> _Aim of the task_
Each line of the listing must be transcribed exactly, except for the images, which should be excluded.
◇ ◇ ◇ ◇ ◇ ◇ ◇
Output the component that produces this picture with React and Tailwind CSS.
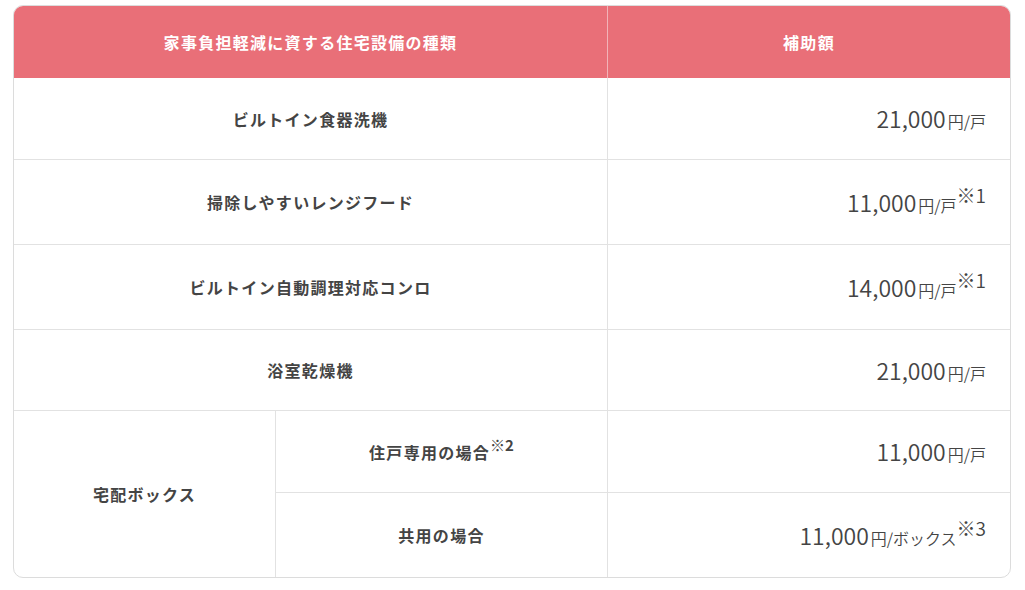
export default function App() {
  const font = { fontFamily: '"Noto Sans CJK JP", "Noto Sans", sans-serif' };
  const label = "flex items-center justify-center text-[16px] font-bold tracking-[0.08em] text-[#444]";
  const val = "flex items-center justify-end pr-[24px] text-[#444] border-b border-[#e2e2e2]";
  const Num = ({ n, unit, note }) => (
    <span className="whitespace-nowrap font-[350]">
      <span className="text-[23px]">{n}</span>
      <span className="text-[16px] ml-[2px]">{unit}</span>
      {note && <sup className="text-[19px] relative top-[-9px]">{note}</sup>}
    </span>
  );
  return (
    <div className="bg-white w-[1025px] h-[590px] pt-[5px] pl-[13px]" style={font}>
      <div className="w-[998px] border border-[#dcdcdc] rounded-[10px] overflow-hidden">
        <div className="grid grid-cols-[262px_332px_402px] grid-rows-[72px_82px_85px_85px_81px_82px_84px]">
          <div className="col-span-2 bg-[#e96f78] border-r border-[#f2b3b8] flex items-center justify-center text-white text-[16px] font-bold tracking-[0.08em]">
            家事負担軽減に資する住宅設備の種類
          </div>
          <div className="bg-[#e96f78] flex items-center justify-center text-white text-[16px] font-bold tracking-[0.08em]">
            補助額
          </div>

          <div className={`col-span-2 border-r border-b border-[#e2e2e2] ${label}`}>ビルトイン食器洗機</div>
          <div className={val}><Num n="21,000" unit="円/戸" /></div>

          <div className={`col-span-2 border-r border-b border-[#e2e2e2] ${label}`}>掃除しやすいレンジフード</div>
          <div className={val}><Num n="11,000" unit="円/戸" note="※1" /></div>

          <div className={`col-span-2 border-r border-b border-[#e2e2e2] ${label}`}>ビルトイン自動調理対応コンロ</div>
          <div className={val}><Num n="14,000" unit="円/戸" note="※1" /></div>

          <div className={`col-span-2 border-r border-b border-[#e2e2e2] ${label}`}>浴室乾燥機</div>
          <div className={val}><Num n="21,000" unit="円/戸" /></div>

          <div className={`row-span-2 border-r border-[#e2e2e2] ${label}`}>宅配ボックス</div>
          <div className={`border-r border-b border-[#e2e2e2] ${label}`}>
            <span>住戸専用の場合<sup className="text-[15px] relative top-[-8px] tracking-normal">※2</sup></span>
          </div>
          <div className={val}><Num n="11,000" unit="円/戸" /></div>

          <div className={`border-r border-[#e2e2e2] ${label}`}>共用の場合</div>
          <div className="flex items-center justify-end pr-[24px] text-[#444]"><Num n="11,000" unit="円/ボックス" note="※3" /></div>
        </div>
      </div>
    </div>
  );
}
◇ ◇ ◇ ◇ ◇ ◇ ◇
> _The solution_
Output the component that produces this picture with React and Tailwind CSS.
export default function App() {
  const font = { fontFamily: '"Noto Sans CJK JP", "Noto Sans", sans-serif' };
  const label = "flex items-center justify-center text-[16px] font-bold tracking-[0.08em] text-[#444]";
  const val = "flex items-center justify-end pr-[24px] text-[#444] border-b border-[#e2e2e2]";
  const Num = ({ n, unit, note }) => (
    <span className="whitespace-nowrap font-[350]">
      <span className="text-[23px]">{n}</span>
      <span className="text-[16px] ml-[2px]">{unit}</span>
      {note && <sup className="text-[19px] relative top-[-9px]">{note}</sup>}
    </span>
  );
  return (
    <div className="bg-white w-[1025px] h-[590px] pt-[5px] pl-[13px]" style={font}>
      <div className="w-[998px] border border-[#dcdcdc] rounded-[10px] overflow-hidden">
        <div className="grid grid-cols-[262px_332px_402px] grid-rows-[72px_82px_85px_85px_81px_82px_84px]">
          <div className="col-span-2 bg-[#e96f78] border-r border-[#f2b3b8] flex items-center justify-center text-white text-[16px] font-bold tracking-[0.08em]">
            家事負担軽減に資する住宅設備の種類
          </div>
          <div className="bg-[#e96f78] flex items-center justify-center text-white text-[16px] font-bold tracking-[0.08em]">
            補助額
          </div>

          <div className={`col-span-2 border-r border-b border-[#e2e2e2] ${label}`}>ビルトイン食器洗機</div>
          <div className={val}><Num n="21,000" unit="円/戸" /></div>

          <div className={`col-span-2 border-r border-b border-[#e2e2e2] ${label}`}>掃除しやすいレンジフード</div>
          <div className={val}><Num n="11,000" unit="円/戸" note="※1" /></div>

          <div className={`col-span-2 border-r border-b border-[#e2e2e2] ${label}`}>ビルトイン自動調理対応コンロ</div>
          <div className={val}><Num n="14,000" unit="円/戸" note="※1" /></div>

          <div className={`col-span-2 border-r border-b border-[#e2e2e2] ${label}`}>浴室乾燥機</div>
          <div className={val}><Num n="21,000" unit="円/戸" /></div>

          <div className={`row-span-2 border-r border-[#e2e2e2] ${label}`}>宅配ボックス</div>
          <div className={`border-r border-b border-[#e2e2e2] ${label}`}>
            <span>住戸専用の場合<sup className="text-[15px] relative top-[-8px] tracking-normal">※2</sup></span>
          </div>
          <div className={val}><Num n="11,000" unit="円/戸" /></div>

          <div className={`border-r border-[#e2e2e2] ${label}`}>共用の場合</div>
          <div className="flex items-center justify-end pr-[24px] text-[#444]"><Num n="11,000" unit="円/ボックス" note="※3" /></div>
        </div>
      </div>
    </div>
  );
}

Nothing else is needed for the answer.